Are you part of the 44 percent of the population with no or low credit? Are you at a loss as to how you can get a loan?

Contrary to popular belief, it is possible to borrow money even if you've never used credit before.

Read on to learn more about how to get a loan with no credit.

What is a Credit Score?

First things first, let's clarify what a credit score actually is.

Your credit score is a number that is determined based on the number of accounts you have open and your history of making payments.

Your credit score ranges from 300 to 850; the higher it is, the better.

The method that credit bureaus use to evaluate your credit is known as the Fair Isaac Corporation, or FICO, method.

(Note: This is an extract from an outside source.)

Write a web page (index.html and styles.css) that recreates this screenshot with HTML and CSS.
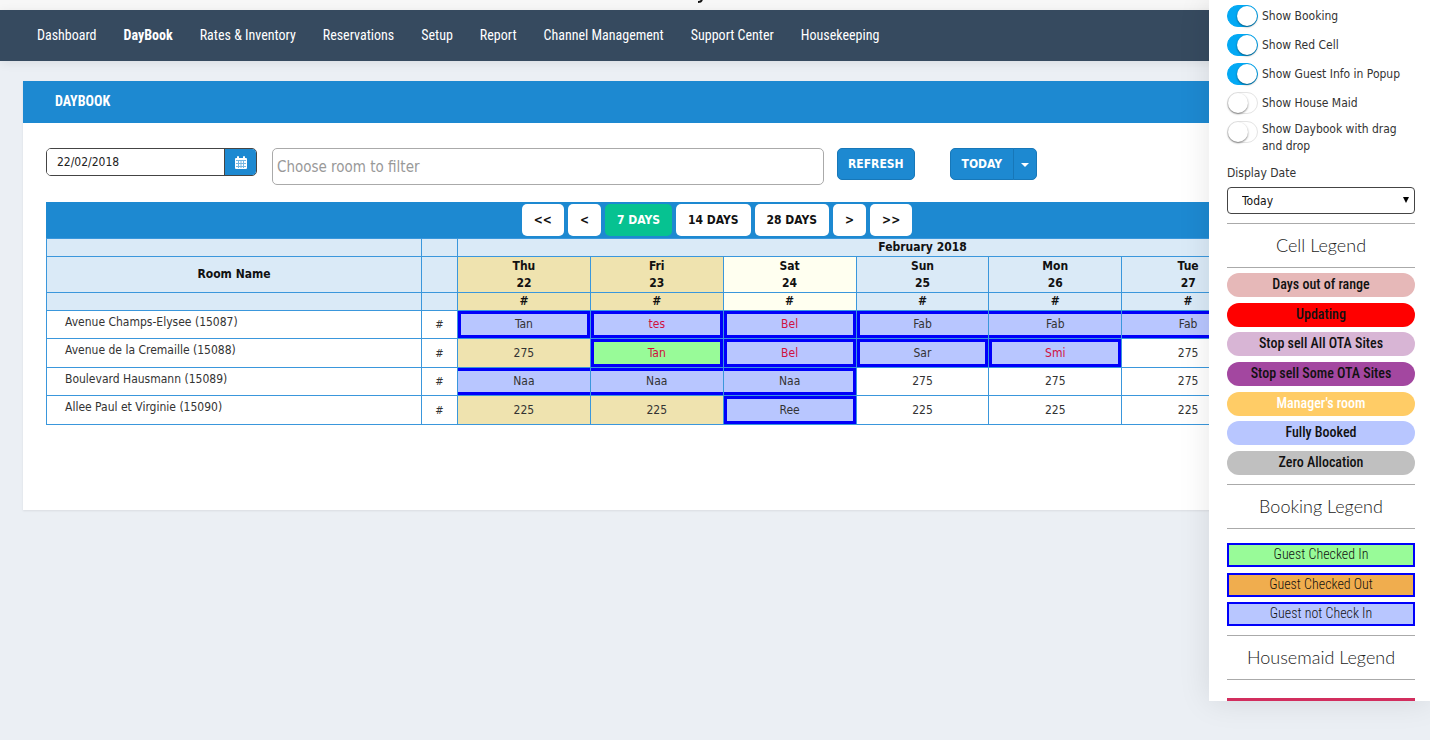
FILE: index.html
```html
<!DOCTYPE html>
<html lang="en">
<head>
    <title>DayBook</title>
    <meta charset="UTF-8">
    <link rel="stylesheet" href="styles.css">
</head>
<body>
    <header class="topbar">
        <svg width="10" height="3" viewBox="0 0 10 3"><path d="M2 2 Q5 2 6 0" fill="none" stroke="#111" stroke-width="2"/></svg>
    </header>

    <nav class="main-nav">
        <a href="#">Dashboard</a>
        <a href="#" class="active">DayBook</a>
        <a href="#">Rates &amp; Inventory</a>
        <a href="#">Reservations</a>
        <a href="#">Setup</a>
        <a href="#">Report</a>
        <a href="#">Channel Management</a>
        <a href="#">Support Center</a>
        <a href="#">Housekeeping</a>
    </nav>

    <main class="card">
        <h1 class="card-title">DAYBOOK</h1>
        <div class="card-body">
            <form class="filters">
                <div class="date-group">
                    <input type="text" class="date-input" value="22/02/2018" aria-label="Date">
                    <button type="button" class="date-btn" aria-label="Open calendar">
                        <svg width="12" height="13" viewBox="0 0 12 13">
                            <path fill="#fff" d="M1 2h1V1q0-1 1-1t1 1v1h4V1q0-1 1-1t1 1v1h1q1 0 1 1v9q0 1-1 1H1q-1 0-1-1V3q0-1 1-1z"/>
                            <path stroke="#1d89d1" stroke-width="1" d="M1 4.500h10M1 7.500h10M1 10.500h10M3.500 5v7M6 5v7M8.500 5v7" opacity=".6"/>
                        </svg>
                    </button>
                </div>
                <input type="text" class="room-filter" placeholder="Choose room to filter" aria-label="Choose room to filter">
                <button type="button" class="btn">REFRESH</button>
                <div class="btn-group">
                    <button type="button" class="btn">TODAY</button>
                    <button type="button" class="btn btn-caret" aria-label="More"><span class="caret"></span></button>
                </div>
            </form>

            <div class="range-bar">
                <button type="button">&lt;&lt;</button>
                <button type="button">&lt;</button>
                <button type="button" class="on">7 DAYS</button>
                <button type="button">14 DAYS</button>
                <button type="button">28 DAYS</button>
                <button type="button">&gt;</button>
                <button type="button">&gt;&gt;</button>
            </div>

            <table class="daybook">
                <colgroup>
                    <col class="col-room">
                    <col class="col-num">
                    <col span="7">
                </colgroup>
                <thead>
                    <tr><th></th><th></th><th colspan="7">February 2018</th></tr>
                    <tr class="days">
                        <th>Room Name</th><th></th>
                        <th class="past">Thu<br>22</th>
                        <th class="past">Fri<br>23</th>
                        <th class="today">Sat<br>24</th>
                        <th>Sun<br>25</th>
                        <th>Mon<br>26</th>
                        <th>Tue<br>27</th>
                        <th></th>
                    </tr>
                    <tr>
                        <th></th><th></th>
                        <th class="past">#</th>
                        <th class="past">#</th>
                        <th class="today">#</th>
                        <th>#</th><th>#</th><th>#</th><th></th>
                    </tr>
                </thead>
                <tbody>
                    <tr>
                        <td class="room">Avenue Champs-Elysee (15087)</td><td class="num">#</td>
                        <td class="bk single">Tan</td>
                        <td class="bk single red">tes</td>
                        <td class="bk single red">Bel</td>
                        <td class="bk start">Fab</td>
                        <td class="bk">Fab</td>
                        <td class="bk">Fab</td>
                        <td class="bk end"></td>
                    </tr>
                    <tr>
                        <td class="room">Avenue de la Cremaille (15088)</td><td class="num">#</td>
                        <td class="past">275</td>
                        <td class="bk single in red">Tan</td>
                        <td class="bk single red">Bel</td>
                        <td class="bk single">Sar</td>
                        <td class="bk single red">Smi</td>
                        <td>275</td>
                        <td></td>
                    </tr>
                    <tr>
                        <td class="room">Boulevard Hausmann (15089)</td><td class="num">#</td>
                        <td class="bk">Naa</td>
                        <td class="bk">Naa</td>
                        <td class="bk end">Naa</td>
                        <td>275</td><td>275</td><td>275</td><td></td>
                    </tr>
                    <tr>
                        <td class="room">Allee Paul et Virginie (15090)</td><td class="num">#</td>
                        <td class="past">225</td>
                        <td class="past">225</td>
                        <td class="bk single">Ree</td>
                        <td>225</td><td>225</td><td>225</td><td></td>
                    </tr>
                </tbody>
            </table>
        </div>
    </main>

    <aside class="side-panel">
        <label class="switch"><input type="checkbox" checked> Show Booking</label>
        <label class="switch"><input type="checkbox" checked> Show Red Cell</label>
        <label class="switch"><input type="checkbox" checked> Show Guest Info in Popup</label>
        <label class="switch"><input type="checkbox"> Show House Maid</label>
        <label class="switch long"><input type="checkbox"> Show Daybook with drag and drop</label>

        <label for="displayDate" class="field-label">Display Date</label>
        <div class="select-wrap">
            <select id="displayDate">
                <option>Today</option>
            </select>
        </div>

        <h2>Cell Legend</h2>
        <ul class="legend">
            <li class="range">Days out of range</li>
            <li class="updating">Updating</li>
            <li class="stop-all">Stop sell All OTA Sites</li>
            <li class="stop-some">Stop sell Some OTA Sites</li>
            <li class="manager">Manager's room</li>
            <li class="full">Fully Booked</li>
            <li class="zero">Zero Allocation</li>
        </ul>

        <h2>Booking Legend</h2>
        <ul class="legend booking">
            <li class="checked-in">Guest Checked In</li>
            <li class="checked-out">Guest Checked Out</li>
            <li class="full">Guest not Check In</li>
        </ul>

        <h2>Housemaid Legend</h2>
        <div class="maid-line"></div>
    </aside>
</body>
</html>
```
FILE: styles.css
```css
* {
    box-sizing: border-box;
}
body {
    margin: 0;
    min-height: 100vh;
    position: relative;
    background-color: #ebeff4;
    font-family: "DejaVu Sans Condensed", "Noto Sans", sans-serif;
    font-size: 12px;
    color: #333;
    overflow: hidden;
}
button, input, select {
    font-family: inherit;
    font-size: 12px;
}

/* header */
.topbar {
    height: 10px;
    background-color: #f7f7f7;
    padding-right: 28px;
    display: flex;
    justify-content: center;
    align-items: flex-start;
}
.main-nav {
    height: 51px;
    padding: 0 37px 2px;
    display: flex;
    align-items: center;
    gap: 27px;
    background-color: #364a5f;
    box-shadow: 0 2px 10px rgba(0,0,0,0.08);
}
.main-nav a {
    font-family: "Roboto Condensed", Roboto, sans-serif;
    font-size: 14px;
    color: #fff;
    text-decoration: none;
    white-space: nowrap;
}
.main-nav .active {
    font-weight: bold;
}

/* card */
.card {
    margin: 20px 19px 0 23px;
    min-height: 429px;
    background-color: #fff;
    box-shadow: 0 1px 2px rgba(0,0,0,0.08);
}
.card-title {
    margin: 0;
    padding: 0 32px;
    font: bold 14px/40px "Roboto Condensed", Roboto, sans-serif;
    height: 42px;
    color: #fff;
    background-color: #1d89d1;
}
.card-body {
    padding: 25px 23px;
}
.filters {
    display: flex;
    align-items: flex-start;
    height: 54px;
}
.date-group {
    display: flex;
    width: 211px;
    height: 28px;
    border: 1px solid #444;
    border-radius: 5px;
    overflow: hidden;
}
.date-input {
    flex: 1;
    min-width: 0;
    padding: 0 10px;
    border: 0;
    color: #222;
}
.date-btn {
    width: 32px;
    padding: 0;
    border: 0;
    border-left: 1px solid #444;
    background-color: #1d89d1;
    display: flex;
    align-items: center;
    justify-content: center;
}
.room-filter {
    width: 552px;
    height: 37px;
    margin: 0 13px 0 15px;
    padding: 0 4px;
    border: 1px solid #aaa;
    border-radius: 5px;
    font-size: 15px;
}
.room-filter::placeholder {
    color: #999;
}
.btn {
    height: 32px;
    padding: 0 10px;
    border: 1px solid #1777b8;
    border-radius: 5px;
    background-color: #1d89d1;
    color: #fff;
    font-weight: bold;
}
.btn-group {
    display: flex;
    margin-left: 35px;
}
.btn-group .btn:first-child {
    padding: 0 11px;
    border-radius: 5px 0 0 5px;
}
.btn-group .btn-caret {
    width: 24px;
    padding: 0;
    margin-left: -1px;
    border-radius: 0 5px 5px 0;
}
.caret {
    display: inline-block;
    vertical-align: middle;
    border-top: 4px solid #fff;
    border-left: 4px solid transparent;
    border-right: 4px solid transparent;
}

/* day range */
.range-bar {
    display: flex;
    justify-content: center;
    align-items: center;
    gap: 4px;
    height: 36px;
    background-color: #1d89d1;
}
.range-bar button {
    height: 32px;
    padding: 0 12px;
    border: 0;
    border-radius: 5px;
    background-color: #fff;
    color: #111;
    font-weight: bold;
}
.range-bar .on {
    background-color: #06c291;
    color: #fff;
}

/* table */
.daybook {
    width: 100%;
    table-layout: fixed;
    border-collapse: collapse;
}
.col-room {
    width: 375px;
}
.col-num {
    width: 36px;
}
.daybook th, .daybook td {
    padding: 0;
    height: 18px;
    line-height: 17px;
    border: 1px solid #3a97dc;
    text-align: center;
}
.daybook th {
    background-color: #daeaf7;
    color: #111;
}
.daybook .days th {
    height: 36px;
}
.daybook td {
    height: 28px;
}
.daybook tr:nth-child(even) td {
    height: 29px;
}
.daybook .past {
    background-color: #efe3af;
}
.daybook .today {
    background-color: #fffff0;
}
.daybook .room {
    padding: 0 18px 5px;
    text-align: left;
}
.daybook .num {
    font-size: 11px;
}
.bk {
    background-color: #b8c6ff;
    box-shadow: inset 0 3px #0000fa, inset 0 -3px #0000fa;
}
.bk.start {
    box-shadow: inset 0 3px #0000fa, inset 0 -3px #0000fa, inset 3px 0 #0000fa;
}
.bk.end {
    box-shadow: inset 0 3px #0000fa, inset 0 -3px #0000fa, inset -3px 0 #0000fa;
}
.bk.single {
    box-shadow: inset 0 0 0 3px #0000fa;
}
.bk.in {
    background-color: #98fb98;
}
.bk.red {
    color: #d0103f;
}

/* settings panel over the page */
.side-panel {
    position: absolute;
    top: 0;
    right: 0;
    width: 221px;
    padding: 5px 15px 0 18px;
    background-color: #fff;
    box-shadow: 0 0 30px rgba(0,0,0,0.1);
}
.switch {
    display: flex;
    align-items: center;
    gap: 4px;
    margin-bottom: 7px;
    min-height: 22px;
    line-height: 17px;
}
.switch.long {
    align-items: flex-start;
}
.switch input {
    appearance: none;
    flex: none;
    width: 31px;
    height: 22px;
    margin: 0;
    border: 1px solid #e4e4e4;
    border-radius: 11px;
    background-color: #fff;
}
.switch input::before {
    content: "";
    display: block;
    width: 20px;
    height: 20px;
    border-radius: 50%;
    background-color: #fff;
    box-shadow: 0 1px 2px rgba(0,0,0,0.5);
}
.switch input:checked {
    border-color: #03a9f4;
    background-color: #03a9f4;
}
.switch input:checked::before {
    margin-left: auto;
}
.field-label {
    display: block;
    margin-top: 10px;
    line-height: 17px;
}
.select-wrap {
    position: relative;
    margin: 5px 0 9px;
}
.select-wrap::after {
    content: "";
    position: absolute;
    right: 6px;
    top: 10px;
    border-top: 6px solid #000;
    border-left: 3px solid transparent;
    border-right: 3px solid transparent;
}
.side-panel select {
    appearance: none;
    display: block;
    width: 100%;
    height: 27px;
    padding: 0 14px;
    border: 1px solid #444;
    border-radius: 4px;
    background-color: #fff;
    color: #111;
}
.side-panel h2 {
    margin: 0;
    border-top: 1px solid #aaa;
    border-bottom: 1px solid #aaa;
    font: 300 18px/43px Lato, sans-serif;
    color: #222;
    text-align: center;
}
.legend {
    list-style: none;
    margin: 0;
    padding: 5px 0 9px;
    height: 216px;
    display: flex;
    flex-direction: column;
    justify-content: space-between;
}
.legend li {
    height: 24px;
    border-radius: 12px;
    font: 500 14px/23px "Roboto Condensed", Roboto, sans-serif;
    color: #111;
    text-align: center;
}
.legend .range { background-color: #e6b8b8; }
.legend .updating { background-color: #ff0000; }
.legend .stop-all { background-color: #d8b5d5; }
.legend .stop-some { background-color: #a347a0; }
.legend .manager { background-color: #ffcc66; color: #fff; }
.legend .full { background-color: #b8c6ff; }
.legend .zero { background-color: #c0c0c0; }
.legend .checked-in { background-color: #98fb98; }
.legend .checked-out { background-color: #f0ad4e; }
.legend.booking {
    padding-top: 14px;
    height: 106px;
}
.booking li {
    border: 2px solid #0000fa;
    border-radius: 0;
    font-weight: 300;
    line-height: 19px;
}
.maid-line {
    height: 3px;
    margin-top: 18px;
    background-color: #d22e5e;
}
```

When determining your credit score, credit bureaus look at the following aspects:

  • The promptness with which you pay your debts
  • The amount of money you've borrowed
  • The duration of time your accounts have been open
  • The combination of all of your credit cards
  • Your frequency of using new lines of credit

A higher credit score will help you borrow larger amounts of money, get lower interest rates, and increase your chances of getting approved for a loan.

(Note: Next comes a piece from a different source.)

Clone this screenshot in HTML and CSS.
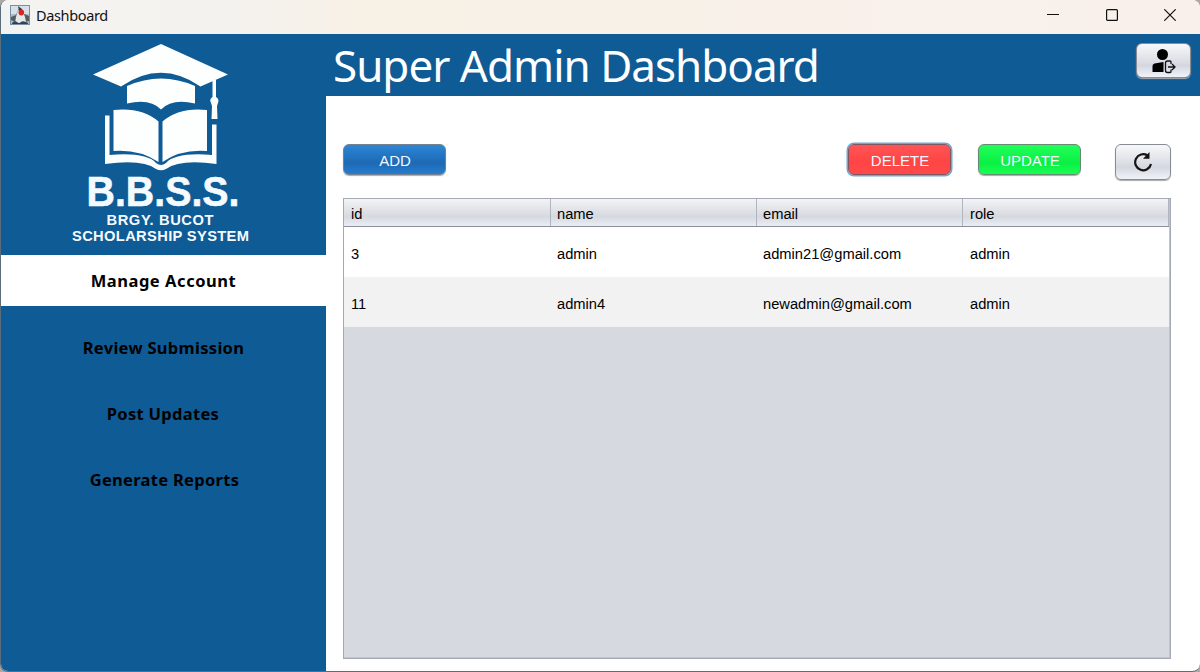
FILE: index.html
```html
<!DOCTYPE html>
<html lang="en">
<head>
<meta charset="utf-8">
<title>Dashboard</title>
<link rel="stylesheet" href="styles.css">
</head>
<body>
<div class="window">
  <header class="titlebar">
    <svg class="app-icon" width="20" height="20" viewBox="0 0 20 20">
      <rect x=".5" y=".5" width="19" height="19" fill="#d5e0e9" stroke="#7590a8"/>
      <path d="M1 9h18v10H1z" fill="#aebbc5"/>
      <path d="M1 12l5-2 2-5 2-2 4 6 5 2v5l-4 1H5l-4-2z" fill="#555d62"/>
      <path d="M6 12l2-7 5 2 2 5 1 5-5 2-6-1z" fill="#e5e8e9"/>
      <path d="M8 1l4 3 1 3-4-1z" fill="#353a3e"/>
      <ellipse cx="11.300" cy="7.500" rx="2.800" ry="2.900" fill="#d92520"/>
      <path d="M2 18q3-3 5-1t4 0 7 1v1H2z" fill="#394148"/>
    </svg>
    <span class="caption">Dashboard</span>
    <div class="window-controls">
      <svg width="12" height="12" viewBox="0 0 12 12"><path d="M0 5.5h12"/></svg>
      <svg width="12" height="12" viewBox="0 0 12 12"><rect x=".6" y=".6" width="10.8" height="10.8" rx="1"/></svg>
      <svg width="12" height="12" viewBox="0 0 12 12"><path d="M.3.3l11.4 11.4M11.7.3L.3 11.7"/></svg>
    </div>
  </header>
  <div class="body">
    <aside class="sidebar">
      <svg class="logo" width="325" height="221" viewBox="1 34 325 221">
        <g fill="#fdfefe">
          <path d="M161 44L228 74.500L200.500 86.500Q161 59 121 86.500L93 74.500Z"/>
          <path d="M127 86Q161 71 195 86V103.500Q172 98 161 109.500Q150 98 127 103.500Z"/>
          <path d="M113.500 110Q142 107 158.500 121.500V162Q139 149 113.500 151Z"/>
          <path d="M207 110Q179 107 162.500 121.500V162Q181 149 207 151Z"/>
          <path d="M105 115.500h4.500v39.500Q146 152 156 163Q161 167 166 163Q176 152 212 155V124.500h4.500V164Q180 159 166 169Q161 171.500 156 169Q143 159 105 164Z"/>
          <path d="M212.500 80h3.500v17a4.500 4.500 0 0 1 2 6l-1 3 .500 13h-6l.500-13-1-3a4.500 4.500 0 0 1 1.500-6z"/>
        </g>
        <g class="logo-text">
          <text class="logo-name" x="86.500" y="206.300" textLength="153" lengthAdjust="spacingAndGlyphs">B.B.S.S.</text>
          <text class="logo-line" x="106.500" y="224.500" textLength="107" lengthAdjust="spacing">BRGY. BUCOT</text>
          <text class="logo-line" x="72" y="241" textLength="177" lengthAdjust="spacing">SCHOLARSHIP SYSTEM</text>
        </g>
      </svg>
      <nav class="nav">
        <a class="nav-item active">Manage Account</a>
        <a class="nav-item review">Review Submission</a>
        <a class="nav-item post">Post Updates</a>
        <a class="nav-item generate">Generate Reports</a>
      </nav>
    </aside>
    <main class="main">
      <div class="page-header">
        <h1>Super Admin Dashboard</h1>
        <button class="btn icon-btn profile">
          <svg width="24" height="26" viewBox="0 0 24 26">
            <circle cx="10.500" cy="6.500" r="5.500" fill="#000"/>
            <path d="M0.500 24v-6q0-2 2-2.500L11.500 14v10z" fill="#000"/>
            <path d="M19 16v-2q0-1-1-1H15.500q-2 0-2 2v7.500q0 2 2 2H18q1 0 1-1v-2M16 19H23M20 16l3 3-3 3" fill="none" stroke="#111" stroke-width="1.300"/>
          </svg>
        </button>
      </div>
      <div class="toolbar">
        <button class="btn add">ADD</button>
        <button class="btn delete">DELETE</button>
        <button class="btn update">UPDATE</button>
        <button class="btn icon-btn refresh">
          <svg width="20" height="20" viewBox="0 0 20 20">
            <path d="M14.500 3.500A8 8 0 1 0 18 12" fill="none" stroke="#151515" stroke-width="2.200"/>
            <path d="M16.500 0v6.800H10z" fill="#151515"/>
          </svg>
        </button>
      </div>
      <div class="table">
        <div class="row head"><span>id</span><span>name</span><span>email</span><span>role</span></div>
        <div class="row"><span>3</span><span>admin</span><span>admin21@gmail.com</span><span>admin</span></div>
        <div class="row alt"><span>11</span><span>admin4</span><span>newadmin@gmail.com</span><span>admin</span></div>
      </div>
    </main>
  </div>
</div>
</body>
</html>
```
FILE: styles.css
```css
* { box-sizing: border-box; }
body { margin: 0; background: #a9a9a9; overflow: hidden; }
.window {
  width: 1200px; height: 672px;
  border: solid #5b6c7a; border-width: 0 0 1px 1px;
  border-radius: 8px;
  overflow: hidden;
  display: flex; flex-direction: column;
  background: #fff;
}
.titlebar {
  height: 34px; flex: none;
  display: flex; align-items: center;
  padding: 0 24px 4px 9px;
  background: linear-gradient(90deg, #f3f3f1 0, #f4f2ee 20%, #f8f1e6 30%, #f8f1e9 60%, #f9f0ec 100%);
  font: 14.500px "Noto Sans", sans-serif; color: #111;
}
.caption { margin-left: 6px; letter-spacing: -0.350px; line-height: 18px; padding-bottom: 1px; }
.window-controls { margin-left: auto; display: flex; gap: 46.500px; }
.window-controls svg { fill: none; stroke: #111; stroke-width: 1.200; }
.body { flex: 1; display: flex; min-height: 0; }
.sidebar { width: 325px; flex: none; background: #0f5b96; }
.logo { display: block; }
.logo-text { font-family: "Liberation Sans", Arial, sans-serif; font-weight: 700; fill: #f5fafe; }
.logo-name { font-size: 42.500px; stroke: #f5fafe; stroke-width: .6px; }
.logo-line { font-size: 14.700px; }
.nav { display: flex; flex-direction: column; gap: 15px; }
.nav-item {
  height: 51px;
  display: flex; align-items: center; justify-content: center;
  font: 700 16.500px "Noto Sans", sans-serif; letter-spacing: .3px;
  color: #000;
}
.active { background: #fff; margin-bottom: 1px; letter-spacing: .55px; }
.post { padding-right: 1px; }
.generate { padding-left: 2px; }
.main { flex: 1; min-width: 0; display: flex; flex-direction: column; }
.page-header {
  height: 62px; flex: none;
  display: flex; align-items: flex-start; justify-content: space-between;
  padding: 0 9px 0 7px;
  background: #0f5b96;
}
h1 { margin: 0; font: 400 44px/63px "Noto Sans", sans-serif; letter-spacing: -1px; color: #fff; white-space: nowrap; }
.btn {
  width: 103px; height: 31px; padding: 1px 0 0 1px;
  border: 1px solid #75818e; border-radius: 6px;
  box-shadow: 0 1px 1px #aaa;
  font: 15px/30px "Liberation Sans", Arial, sans-serif;
  color: #f2f8ff;
}
.icon-btn {
  display: flex; align-items: center; justify-content: center;
  padding: 0; border-color: #868b94;
  background: linear-gradient(#f7f8fa, #dde0e6 50%, #d4d7df 65%, #f0f3fa);
}
.profile { width: 55px; height: 35px; margin-top: 9px; }
.toolbar { display: flex; align-items: flex-start; padding: 48px 29px 0 17px; height: 102px; flex: none; }
.add { background: linear-gradient(#2c86d6, #1d69b4 62%, #267dce); }
.delete { margin: 0 27px 0 402px; background: linear-gradient(#ff5555, #ff4444 60%, #ff4b4b); border-color: #805660; box-shadow: 0 0 0 1.500px #72a5cf; }
.update { margin-right: 34px; background: linear-gradient(#20ff58, #0bef45 62%, #1aff54); border-color: #668b72; }
.refresh { width: 56px; height: 36px; }
.table {
  width: 828px; height: 461px; margin-left: 17px; flex: none;
  border: 1px solid #a5a9b3;
  box-shadow: inset -1px 0 #c0c4d0, inset 0 -1px #c0c4d0;
  background: #d6d9e0;
  font: 14.700px "Liberation Sans", Arial, sans-serif; color: #000;
}
.row { display: grid; grid-template-columns: 207px 206px 206px 206px; height: 50px; margin-right: 1px; background: #fff; }
.row span { display: flex; align-items: center; padding: 4px 0 0 7px; }
.row span:nth-child(2), .row span:nth-child(3) { padding-left: 6px; }
.alt { background: #f2f2f2; }
.head { height: 28px; border-bottom: 1px solid #898e9a; background: linear-gradient(#f3f4f7, #dfe1e6 45%, #d6d9df 65%, #e9edf5); }
.head span { border-right: 1px solid #b1b5bf; padding: 2px 0 0 7px; }
```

How to Get a Loan with No Credit

If you haven't built up any credit, there are a few different ways you can go about trying to get a loan:

Look for a Credit Builder Loan

Some lenders will give you what is known as a credit builder loan.

With this type of loan, a lender will let you borrow a small amount of money, but they won't give you that money up front. Instead, it is deposited into a savings account. Every month, you will make a payment on this loan.

The lender will report your on-time payments to credit bureaus, which allows you to build a credit score.

Work with a Credit Union

Credit unions are typically more willing than banks to work with people who don't have any credit.

The National Credit Union Administration has also created a program known as the Payday Alternative Loan program. Under this program, federal credit unions will allow you to borrow anywhere from $200 to $1,000 for a period of one to six months.

Many private and state credit unions also offer similar programs.

Get a Co-Signer

If you have a family member or friend who has good credit and trusts your ability to repay a loan, you may want to consider asking them to be a co-signer on your loan.

$1000 Loan for Poor Credit

When you have a qualified co-signer on your side, a lender will base your loan terms on their credit score.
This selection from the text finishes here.